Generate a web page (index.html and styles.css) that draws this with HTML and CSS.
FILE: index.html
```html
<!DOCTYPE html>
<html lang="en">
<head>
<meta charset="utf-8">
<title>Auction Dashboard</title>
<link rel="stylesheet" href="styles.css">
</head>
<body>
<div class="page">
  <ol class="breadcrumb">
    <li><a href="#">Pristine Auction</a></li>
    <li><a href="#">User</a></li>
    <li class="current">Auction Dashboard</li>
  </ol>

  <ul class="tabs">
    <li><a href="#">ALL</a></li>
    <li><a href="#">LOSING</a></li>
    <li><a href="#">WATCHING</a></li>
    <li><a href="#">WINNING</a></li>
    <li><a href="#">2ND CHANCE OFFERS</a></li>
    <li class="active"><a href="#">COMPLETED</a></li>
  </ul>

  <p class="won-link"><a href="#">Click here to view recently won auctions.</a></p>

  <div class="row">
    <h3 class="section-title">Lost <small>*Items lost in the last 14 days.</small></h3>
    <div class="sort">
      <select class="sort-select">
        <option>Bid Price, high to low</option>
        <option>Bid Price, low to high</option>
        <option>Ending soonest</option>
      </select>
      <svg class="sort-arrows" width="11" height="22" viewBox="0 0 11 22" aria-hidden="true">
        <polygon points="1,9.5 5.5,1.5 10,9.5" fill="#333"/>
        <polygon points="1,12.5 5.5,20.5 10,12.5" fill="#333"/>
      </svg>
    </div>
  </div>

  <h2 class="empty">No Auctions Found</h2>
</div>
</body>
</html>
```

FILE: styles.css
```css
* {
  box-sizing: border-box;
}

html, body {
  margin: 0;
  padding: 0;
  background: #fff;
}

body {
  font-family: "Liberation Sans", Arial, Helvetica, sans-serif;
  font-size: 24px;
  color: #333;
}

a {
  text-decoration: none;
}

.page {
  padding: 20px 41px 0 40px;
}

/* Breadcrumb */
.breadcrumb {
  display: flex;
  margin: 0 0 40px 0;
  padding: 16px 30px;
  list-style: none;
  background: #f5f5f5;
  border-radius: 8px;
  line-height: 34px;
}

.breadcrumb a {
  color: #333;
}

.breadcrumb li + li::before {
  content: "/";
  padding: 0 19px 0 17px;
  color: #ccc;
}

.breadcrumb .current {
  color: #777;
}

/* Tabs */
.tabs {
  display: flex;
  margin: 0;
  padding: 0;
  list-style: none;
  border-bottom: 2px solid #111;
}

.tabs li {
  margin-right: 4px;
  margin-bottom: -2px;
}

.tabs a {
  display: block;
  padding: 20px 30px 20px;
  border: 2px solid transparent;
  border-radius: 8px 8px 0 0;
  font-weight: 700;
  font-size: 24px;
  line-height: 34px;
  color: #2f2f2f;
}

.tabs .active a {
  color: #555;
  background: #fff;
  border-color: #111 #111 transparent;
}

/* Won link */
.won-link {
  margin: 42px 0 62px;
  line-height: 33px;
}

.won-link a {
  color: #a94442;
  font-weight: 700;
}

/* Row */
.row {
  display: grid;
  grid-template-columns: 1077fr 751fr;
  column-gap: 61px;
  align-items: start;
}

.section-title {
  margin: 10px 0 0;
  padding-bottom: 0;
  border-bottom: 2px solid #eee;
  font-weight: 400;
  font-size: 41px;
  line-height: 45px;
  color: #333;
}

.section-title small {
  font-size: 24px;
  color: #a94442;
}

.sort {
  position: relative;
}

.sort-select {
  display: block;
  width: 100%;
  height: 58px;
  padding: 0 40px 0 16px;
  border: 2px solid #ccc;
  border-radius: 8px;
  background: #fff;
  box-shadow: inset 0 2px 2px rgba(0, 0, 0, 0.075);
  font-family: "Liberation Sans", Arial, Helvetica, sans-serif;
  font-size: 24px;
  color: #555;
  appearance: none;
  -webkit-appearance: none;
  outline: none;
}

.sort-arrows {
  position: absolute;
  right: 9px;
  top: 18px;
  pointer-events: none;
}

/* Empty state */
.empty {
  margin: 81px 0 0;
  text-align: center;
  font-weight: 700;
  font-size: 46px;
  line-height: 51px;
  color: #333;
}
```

────────

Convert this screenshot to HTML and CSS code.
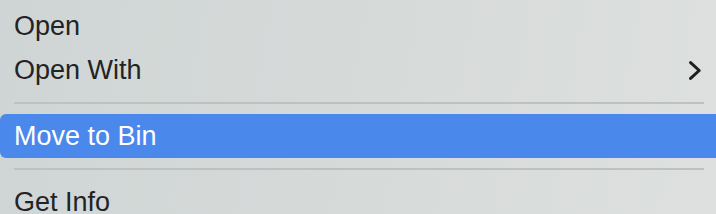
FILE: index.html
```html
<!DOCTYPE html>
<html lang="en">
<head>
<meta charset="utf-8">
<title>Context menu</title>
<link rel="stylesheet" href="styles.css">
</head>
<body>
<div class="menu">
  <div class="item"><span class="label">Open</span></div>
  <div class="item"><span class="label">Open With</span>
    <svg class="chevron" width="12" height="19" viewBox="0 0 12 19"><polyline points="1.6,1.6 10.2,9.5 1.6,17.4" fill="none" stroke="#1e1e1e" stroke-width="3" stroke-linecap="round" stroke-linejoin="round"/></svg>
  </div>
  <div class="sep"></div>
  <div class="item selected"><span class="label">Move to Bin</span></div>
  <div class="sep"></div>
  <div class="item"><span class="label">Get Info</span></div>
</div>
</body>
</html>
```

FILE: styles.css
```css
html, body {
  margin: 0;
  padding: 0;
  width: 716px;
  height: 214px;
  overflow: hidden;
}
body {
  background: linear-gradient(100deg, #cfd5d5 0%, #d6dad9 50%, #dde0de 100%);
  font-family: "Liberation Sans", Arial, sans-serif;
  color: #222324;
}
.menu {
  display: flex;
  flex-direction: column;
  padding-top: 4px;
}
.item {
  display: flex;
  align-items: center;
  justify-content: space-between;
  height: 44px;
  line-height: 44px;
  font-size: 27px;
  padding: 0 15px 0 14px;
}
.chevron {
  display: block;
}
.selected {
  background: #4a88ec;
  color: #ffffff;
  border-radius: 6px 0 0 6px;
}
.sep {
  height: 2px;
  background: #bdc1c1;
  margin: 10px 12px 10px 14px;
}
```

────────

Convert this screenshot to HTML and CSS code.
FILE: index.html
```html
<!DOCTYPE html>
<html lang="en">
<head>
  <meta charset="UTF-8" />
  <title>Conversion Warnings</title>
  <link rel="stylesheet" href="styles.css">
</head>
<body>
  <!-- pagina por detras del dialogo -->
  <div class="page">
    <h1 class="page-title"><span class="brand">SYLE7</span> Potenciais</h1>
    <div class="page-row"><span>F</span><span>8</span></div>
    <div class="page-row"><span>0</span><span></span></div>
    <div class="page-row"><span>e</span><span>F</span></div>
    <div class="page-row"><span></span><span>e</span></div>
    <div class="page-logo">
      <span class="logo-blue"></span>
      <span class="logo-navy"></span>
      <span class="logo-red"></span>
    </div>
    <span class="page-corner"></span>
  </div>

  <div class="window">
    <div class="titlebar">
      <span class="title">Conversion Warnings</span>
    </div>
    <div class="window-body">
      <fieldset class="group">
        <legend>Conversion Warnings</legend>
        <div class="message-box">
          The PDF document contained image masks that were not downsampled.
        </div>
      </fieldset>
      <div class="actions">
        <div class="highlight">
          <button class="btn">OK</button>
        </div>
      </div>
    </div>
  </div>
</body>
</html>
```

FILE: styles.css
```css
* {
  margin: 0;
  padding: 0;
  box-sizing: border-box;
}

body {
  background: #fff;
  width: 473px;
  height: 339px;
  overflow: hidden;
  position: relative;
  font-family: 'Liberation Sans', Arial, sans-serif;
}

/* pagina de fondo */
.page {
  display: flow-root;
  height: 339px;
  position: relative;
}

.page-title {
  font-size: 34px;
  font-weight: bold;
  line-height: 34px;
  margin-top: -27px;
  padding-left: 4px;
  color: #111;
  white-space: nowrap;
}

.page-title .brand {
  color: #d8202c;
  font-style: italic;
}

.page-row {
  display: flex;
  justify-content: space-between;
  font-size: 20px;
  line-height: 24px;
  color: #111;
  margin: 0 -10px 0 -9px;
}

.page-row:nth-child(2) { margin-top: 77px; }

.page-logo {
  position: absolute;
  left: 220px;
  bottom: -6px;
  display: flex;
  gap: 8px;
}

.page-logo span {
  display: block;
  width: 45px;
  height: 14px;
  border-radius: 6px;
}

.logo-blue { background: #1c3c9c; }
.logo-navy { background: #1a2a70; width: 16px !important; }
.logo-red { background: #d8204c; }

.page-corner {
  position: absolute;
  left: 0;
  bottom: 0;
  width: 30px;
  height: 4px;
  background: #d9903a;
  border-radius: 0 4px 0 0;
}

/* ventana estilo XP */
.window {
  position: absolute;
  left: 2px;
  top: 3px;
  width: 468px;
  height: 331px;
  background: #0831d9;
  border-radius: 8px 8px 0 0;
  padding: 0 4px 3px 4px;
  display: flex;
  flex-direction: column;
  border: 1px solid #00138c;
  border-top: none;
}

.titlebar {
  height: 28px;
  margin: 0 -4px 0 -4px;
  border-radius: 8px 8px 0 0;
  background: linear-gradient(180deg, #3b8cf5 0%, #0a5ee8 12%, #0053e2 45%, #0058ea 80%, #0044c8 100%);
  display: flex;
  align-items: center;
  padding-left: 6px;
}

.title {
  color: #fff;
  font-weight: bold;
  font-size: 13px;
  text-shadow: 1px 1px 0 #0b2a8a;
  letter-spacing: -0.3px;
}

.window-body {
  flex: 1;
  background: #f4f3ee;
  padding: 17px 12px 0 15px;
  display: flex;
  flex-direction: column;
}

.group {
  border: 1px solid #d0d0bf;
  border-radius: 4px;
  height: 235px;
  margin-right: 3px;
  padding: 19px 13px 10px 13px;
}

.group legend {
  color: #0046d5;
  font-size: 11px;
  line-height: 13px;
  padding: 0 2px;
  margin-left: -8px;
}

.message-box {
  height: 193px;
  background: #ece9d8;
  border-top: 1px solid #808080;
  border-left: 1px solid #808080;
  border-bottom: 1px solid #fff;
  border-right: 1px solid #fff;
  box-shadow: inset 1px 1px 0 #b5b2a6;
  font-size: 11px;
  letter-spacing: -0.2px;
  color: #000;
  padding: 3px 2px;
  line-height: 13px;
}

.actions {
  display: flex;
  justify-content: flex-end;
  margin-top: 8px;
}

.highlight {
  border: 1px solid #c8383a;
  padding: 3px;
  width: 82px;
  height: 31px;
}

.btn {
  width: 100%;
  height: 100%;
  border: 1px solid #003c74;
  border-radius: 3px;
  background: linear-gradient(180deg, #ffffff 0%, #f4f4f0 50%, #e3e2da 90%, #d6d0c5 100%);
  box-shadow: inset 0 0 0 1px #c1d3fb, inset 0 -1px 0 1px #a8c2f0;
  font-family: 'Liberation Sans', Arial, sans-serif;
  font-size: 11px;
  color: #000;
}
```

────────

TO DO:
Which lines above hold the word "that"? Copy each of them.

TASK RESULT:
Generate a web page (index.html and styles.css) that draws this with HTML and CSS.
          The PDF document contained image masks that were not downsampled.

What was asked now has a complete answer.